DATA EXCERPT -
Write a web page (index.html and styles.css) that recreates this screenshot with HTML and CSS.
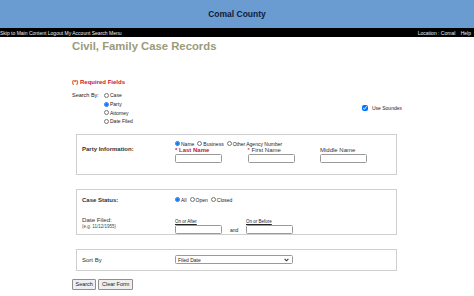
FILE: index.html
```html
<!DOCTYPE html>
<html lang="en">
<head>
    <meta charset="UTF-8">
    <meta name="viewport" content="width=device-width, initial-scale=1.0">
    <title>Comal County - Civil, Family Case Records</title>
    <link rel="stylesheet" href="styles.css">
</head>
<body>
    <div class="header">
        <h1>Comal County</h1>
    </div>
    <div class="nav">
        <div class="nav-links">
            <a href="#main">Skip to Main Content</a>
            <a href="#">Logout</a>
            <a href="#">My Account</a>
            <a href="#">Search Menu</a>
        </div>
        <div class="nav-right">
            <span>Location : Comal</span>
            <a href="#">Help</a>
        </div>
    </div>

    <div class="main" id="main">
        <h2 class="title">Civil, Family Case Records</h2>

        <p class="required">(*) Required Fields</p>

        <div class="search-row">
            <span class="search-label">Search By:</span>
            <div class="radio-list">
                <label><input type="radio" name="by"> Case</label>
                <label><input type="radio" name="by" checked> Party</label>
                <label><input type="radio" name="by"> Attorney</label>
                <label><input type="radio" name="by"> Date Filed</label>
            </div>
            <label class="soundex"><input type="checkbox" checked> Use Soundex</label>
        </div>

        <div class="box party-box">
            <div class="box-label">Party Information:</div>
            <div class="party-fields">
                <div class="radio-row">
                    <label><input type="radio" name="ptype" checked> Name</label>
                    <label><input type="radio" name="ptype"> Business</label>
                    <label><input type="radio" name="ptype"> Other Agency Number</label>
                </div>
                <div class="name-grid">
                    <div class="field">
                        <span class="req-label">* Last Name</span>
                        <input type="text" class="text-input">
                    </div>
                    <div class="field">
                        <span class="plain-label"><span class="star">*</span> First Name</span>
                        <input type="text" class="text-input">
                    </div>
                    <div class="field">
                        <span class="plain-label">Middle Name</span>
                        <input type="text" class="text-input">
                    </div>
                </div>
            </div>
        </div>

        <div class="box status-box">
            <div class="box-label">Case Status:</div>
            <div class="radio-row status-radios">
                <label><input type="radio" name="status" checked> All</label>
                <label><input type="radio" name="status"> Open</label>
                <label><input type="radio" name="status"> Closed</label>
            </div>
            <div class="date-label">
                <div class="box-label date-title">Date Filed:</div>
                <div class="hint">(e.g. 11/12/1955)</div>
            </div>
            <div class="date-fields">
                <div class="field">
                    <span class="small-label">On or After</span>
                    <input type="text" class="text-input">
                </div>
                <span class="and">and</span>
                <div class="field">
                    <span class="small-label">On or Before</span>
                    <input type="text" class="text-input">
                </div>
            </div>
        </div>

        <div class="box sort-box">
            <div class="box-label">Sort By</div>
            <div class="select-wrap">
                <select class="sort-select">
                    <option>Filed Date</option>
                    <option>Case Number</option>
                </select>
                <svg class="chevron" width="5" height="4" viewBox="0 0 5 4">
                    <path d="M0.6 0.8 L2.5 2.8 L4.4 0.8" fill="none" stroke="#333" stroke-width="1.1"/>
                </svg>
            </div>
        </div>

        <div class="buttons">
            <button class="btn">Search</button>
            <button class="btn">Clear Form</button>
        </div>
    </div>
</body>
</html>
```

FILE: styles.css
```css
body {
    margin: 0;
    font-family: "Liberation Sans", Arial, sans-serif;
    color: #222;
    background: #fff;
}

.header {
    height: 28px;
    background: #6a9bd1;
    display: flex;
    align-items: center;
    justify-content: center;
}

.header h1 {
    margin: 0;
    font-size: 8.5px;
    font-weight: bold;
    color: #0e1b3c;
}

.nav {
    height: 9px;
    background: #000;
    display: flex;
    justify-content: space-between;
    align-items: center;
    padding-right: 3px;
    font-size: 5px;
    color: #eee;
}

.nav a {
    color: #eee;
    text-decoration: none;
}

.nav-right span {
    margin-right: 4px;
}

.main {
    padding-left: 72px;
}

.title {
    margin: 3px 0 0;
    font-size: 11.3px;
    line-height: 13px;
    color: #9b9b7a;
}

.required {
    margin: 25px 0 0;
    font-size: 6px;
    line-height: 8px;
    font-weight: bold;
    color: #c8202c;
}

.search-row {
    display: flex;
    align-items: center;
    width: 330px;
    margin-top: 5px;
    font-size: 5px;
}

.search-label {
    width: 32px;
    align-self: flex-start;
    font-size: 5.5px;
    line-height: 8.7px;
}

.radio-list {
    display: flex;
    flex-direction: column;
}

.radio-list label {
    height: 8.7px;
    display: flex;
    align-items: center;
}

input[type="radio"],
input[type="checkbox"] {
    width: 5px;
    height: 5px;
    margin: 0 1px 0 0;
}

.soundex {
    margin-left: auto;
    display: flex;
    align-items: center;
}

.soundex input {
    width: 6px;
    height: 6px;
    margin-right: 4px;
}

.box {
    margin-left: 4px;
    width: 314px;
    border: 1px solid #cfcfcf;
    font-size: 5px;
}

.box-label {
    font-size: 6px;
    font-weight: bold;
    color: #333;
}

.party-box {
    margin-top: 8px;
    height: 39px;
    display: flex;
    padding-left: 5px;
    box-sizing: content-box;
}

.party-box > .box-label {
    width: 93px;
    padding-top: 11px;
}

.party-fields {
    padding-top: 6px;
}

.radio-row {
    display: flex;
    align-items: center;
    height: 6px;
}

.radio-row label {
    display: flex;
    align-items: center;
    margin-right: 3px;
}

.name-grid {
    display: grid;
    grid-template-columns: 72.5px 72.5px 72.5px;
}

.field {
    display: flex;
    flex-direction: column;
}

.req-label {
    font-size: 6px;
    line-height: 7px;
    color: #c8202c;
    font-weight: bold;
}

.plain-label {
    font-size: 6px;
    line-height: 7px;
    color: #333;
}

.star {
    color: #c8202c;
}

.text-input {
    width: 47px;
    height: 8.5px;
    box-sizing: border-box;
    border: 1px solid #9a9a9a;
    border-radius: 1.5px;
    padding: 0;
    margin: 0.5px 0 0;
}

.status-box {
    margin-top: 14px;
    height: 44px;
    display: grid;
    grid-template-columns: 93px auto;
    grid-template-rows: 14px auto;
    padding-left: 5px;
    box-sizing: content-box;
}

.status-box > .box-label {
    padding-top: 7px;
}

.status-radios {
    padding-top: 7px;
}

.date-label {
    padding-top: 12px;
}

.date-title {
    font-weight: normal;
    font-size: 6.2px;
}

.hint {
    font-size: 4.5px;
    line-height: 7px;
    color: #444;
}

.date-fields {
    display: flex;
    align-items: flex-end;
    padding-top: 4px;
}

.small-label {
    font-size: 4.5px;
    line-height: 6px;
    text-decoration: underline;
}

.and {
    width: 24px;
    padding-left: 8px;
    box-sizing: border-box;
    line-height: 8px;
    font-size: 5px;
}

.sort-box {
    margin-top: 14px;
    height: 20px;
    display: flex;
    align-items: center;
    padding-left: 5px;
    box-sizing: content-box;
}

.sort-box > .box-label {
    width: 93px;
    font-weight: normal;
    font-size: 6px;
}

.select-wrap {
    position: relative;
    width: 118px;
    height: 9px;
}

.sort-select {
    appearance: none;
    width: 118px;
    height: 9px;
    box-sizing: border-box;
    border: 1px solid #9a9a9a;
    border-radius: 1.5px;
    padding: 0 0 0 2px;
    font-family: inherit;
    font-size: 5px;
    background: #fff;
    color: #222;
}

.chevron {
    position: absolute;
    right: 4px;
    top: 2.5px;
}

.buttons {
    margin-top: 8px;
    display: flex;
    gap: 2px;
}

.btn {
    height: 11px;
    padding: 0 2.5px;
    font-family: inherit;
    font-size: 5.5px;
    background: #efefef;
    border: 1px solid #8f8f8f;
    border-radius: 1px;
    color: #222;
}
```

TASK TO CARRY OUT - Take the data above and repeat it exactly, leaving each picture out.

RESPONSE FOR THIS EXERCISE -
Write a web page (index.html and styles.css) that recreates this screenshot with HTML and CSS.
FILE: index.html
```html
<!DOCTYPE html>
<html lang="en">
<head>
    <meta charset="UTF-8">
    <meta name="viewport" content="width=device-width, initial-scale=1.0">
    <title>Comal County - Civil, Family Case Records</title>
    <link rel="stylesheet" href="styles.css">
</head>
<body>
    <div class="header">
        <h1>Comal County</h1>
    </div>
    <div class="nav">
        <div class="nav-links">
            <a href="#main">Skip to Main Content</a>
            <a href="#">Logout</a>
            <a href="#">My Account</a>
            <a href="#">Search Menu</a>
        </div>
        <div class="nav-right">
            <span>Location : Comal</span>
            <a href="#">Help</a>
        </div>
    </div>

    <div class="main" id="main">
        <h2 class="title">Civil, Family Case Records</h2>

        <p class="required">(*) Required Fields</p>

        <div class="search-row">
            <span class="search-label">Search By:</span>
            <div class="radio-list">
                <label><input type="radio" name="by"> Case</label>
                <label><input type="radio" name="by" checked> Party</label>
                <label><input type="radio" name="by"> Attorney</label>
                <label><input type="radio" name="by"> Date Filed</label>
            </div>
            <label class="soundex"><input type="checkbox" checked> Use Soundex</label>
        </div>

        <div class="box party-box">
            <div class="box-label">Party Information:</div>
            <div class="party-fields">
                <div class="radio-row">
                    <label><input type="radio" name="ptype" checked> Name</label>
                    <label><input type="radio" name="ptype"> Business</label>
                    <label><input type="radio" name="ptype"> Other Agency Number</label>
                </div>
                <div class="name-grid">
                    <div class="field">
                        <span class="req-label">* Last Name</span>
                        <input type="text" class="text-input">
                    </div>
                    <div class="field">
                        <span class="plain-label"><span class="star">*</span> First Name</span>
                        <input type="text" class="text-input">
                    </div>
                    <div class="field">
                        <span class="plain-label">Middle Name</span>
                        <input type="text" class="text-input">
                    </div>
                </div>
            </div>
        </div>

        <div class="box status-box">
            <div class="box-label">Case Status:</div>
            <div class="radio-row status-radios">
                <label><input type="radio" name="status" checked> All</label>
                <label><input type="radio" name="status"> Open</label>
                <label><input type="radio" name="status"> Closed</label>
            </div>
            <div class="date-label">
                <div class="box-label date-title">Date Filed:</div>
                <div class="hint">(e.g. 11/12/1955)</div>
            </div>
            <div class="date-fields">
                <div class="field">
                    <span class="small-label">On or After</span>
                    <input type="text" class="text-input">
                </div>
                <span class="and">and</span>
                <div class="field">
                    <span class="small-label">On or Before</span>
                    <input type="text" class="text-input">
                </div>
            </div>
        </div>

        <div class="box sort-box">
            <div class="box-label">Sort By</div>
            <div class="select-wrap">
                <select class="sort-select">
                    <option>Filed Date</option>
                    <option>Case Number</option>
                </select>
                <svg class="chevron" width="5" height="4" viewBox="0 0 5 4">
                    <path d="M0.6 0.8 L2.5 2.8 L4.4 0.8" fill="none" stroke="#333" stroke-width="1.1"/>
                </svg>
            </div>
        </div>

        <div class="buttons">
            <button class="btn">Search</button>
            <button class="btn">Clear Form</button>
        </div>
    </div>
</body>
</html>
```

FILE: styles.css
```css
body {
    margin: 0;
    font-family: "Liberation Sans", Arial, sans-serif;
    color: #222;
    background: #fff;
}

.header {
    height: 28px;
    background: #6a9bd1;
    display: flex;
    align-items: center;
    justify-content: center;
}

.header h1 {
    margin: 0;
    font-size: 8.5px;
    font-weight: bold;
    color: #0e1b3c;
}

.nav {
    height: 9px;
    background: #000;
    display: flex;
    justify-content: space-between;
    align-items: center;
    padding-right: 3px;
    font-size: 5px;
    color: #eee;
}

.nav a {
    color: #eee;
    text-decoration: none;
}

.nav-right span {
    margin-right: 4px;
}

.main {
    padding-left: 72px;
}

.title {
    margin: 3px 0 0;
    font-size: 11.3px;
    line-height: 13px;
    color: #9b9b7a;
}

.required {
    margin: 25px 0 0;
    font-size: 6px;
    line-height: 8px;
    font-weight: bold;
    color: #c8202c;
}

.search-row {
    display: flex;
    align-items: center;
    width: 330px;
    margin-top: 5px;
    font-size: 5px;
}

.search-label {
    width: 32px;
    align-self: flex-start;
    font-size: 5.5px;
    line-height: 8.7px;
}

.radio-list {
    display: flex;
    flex-direction: column;
}

.radio-list label {
    height: 8.7px;
    display: flex;
    align-items: center;
}

input[type="radio"],
input[type="checkbox"] {
    width: 5px;
    height: 5px;
    margin: 0 1px 0 0;
}

.soundex {
    margin-left: auto;
    display: flex;
    align-items: center;
}

.soundex input {
    width: 6px;
    height: 6px;
    margin-right: 4px;
}

.box {
    margin-left: 4px;
    width: 314px;
    border: 1px solid #cfcfcf;
    font-size: 5px;
}

.box-label {
    font-size: 6px;
    font-weight: bold;
    color: #333;
}

.party-box {
    margin-top: 8px;
    height: 39px;
    display: flex;
    padding-left: 5px;
    box-sizing: content-box;
}

.party-box > .box-label {
    width: 93px;
    padding-top: 11px;
}

.party-fields {
    padding-top: 6px;
}

.radio-row {
    display: flex;
    align-items: center;
    height: 6px;
}

.radio-row label {
    display: flex;
    align-items: center;
    margin-right: 3px;
}

.name-grid {
    display: grid;
    grid-template-columns: 72.5px 72.5px 72.5px;
}

.field {
    display: flex;
    flex-direction: column;
}

.req-label {
    font-size: 6px;
    line-height: 7px;
    color: #c8202c;
    font-weight: bold;
}

.plain-label {
    font-size: 6px;
    line-height: 7px;
    color: #333;
}

.star {
    color: #c8202c;
}

.text-input {
    width: 47px;
    height: 8.5px;
    box-sizing: border-box;
    border: 1px solid #9a9a9a;
    border-radius: 1.5px;
    padding: 0;
    margin: 0.5px 0 0;
}

.status-box {
    margin-top: 14px;
    height: 44px;
    display: grid;
    grid-template-columns: 93px auto;
    grid-template-rows: 14px auto;
    padding-left: 5px;
    box-sizing: content-box;
}

.status-box > .box-label {
    padding-top: 7px;
}

.status-radios {
    padding-top: 7px;
}

.date-label {
    padding-top: 12px;
}

.date-title {
    font-weight: normal;
    font-size: 6.2px;
}

.hint {
    font-size: 4.5px;
    line-height: 7px;
    color: #444;
}

.date-fields {
    display: flex;
    align-items: flex-end;
    padding-top: 4px;
}

.small-label {
    font-size: 4.5px;
    line-height: 6px;
    text-decoration: underline;
}

.and {
    width: 24px;
    padding-left: 8px;
    box-sizing: border-box;
    line-height: 8px;
    font-size: 5px;
}

.sort-box {
    margin-top: 14px;
    height: 20px;
    display: flex;
    align-items: center;
    padding-left: 5px;
    box-sizing: content-box;
}

.sort-box > .box-label {
    width: 93px;
    font-weight: normal;
    font-size: 6px;
}

.select-wrap {
    position: relative;
    width: 118px;
    height: 9px;
}

.sort-select {
    appearance: none;
    width: 118px;
    height: 9px;
    box-sizing: border-box;
    border: 1px solid #9a9a9a;
    border-radius: 1.5px;
    padding: 0 0 0 2px;
    font-family: inherit;
    font-size: 5px;
    background: #fff;
    color: #222;
}

.chevron {
    position: absolute;
    right: 4px;
    top: 2.5px;
}

.buttons {
    margin-top: 8px;
    display: flex;
    gap: 2px;
}

.btn {
    height: 11px;
    padding: 0 2.5px;
    font-family: inherit;
    font-size: 5.5px;
    background: #efefef;
    border: 1px solid #8f8f8f;
    border-radius: 1px;
    color: #222;
}
```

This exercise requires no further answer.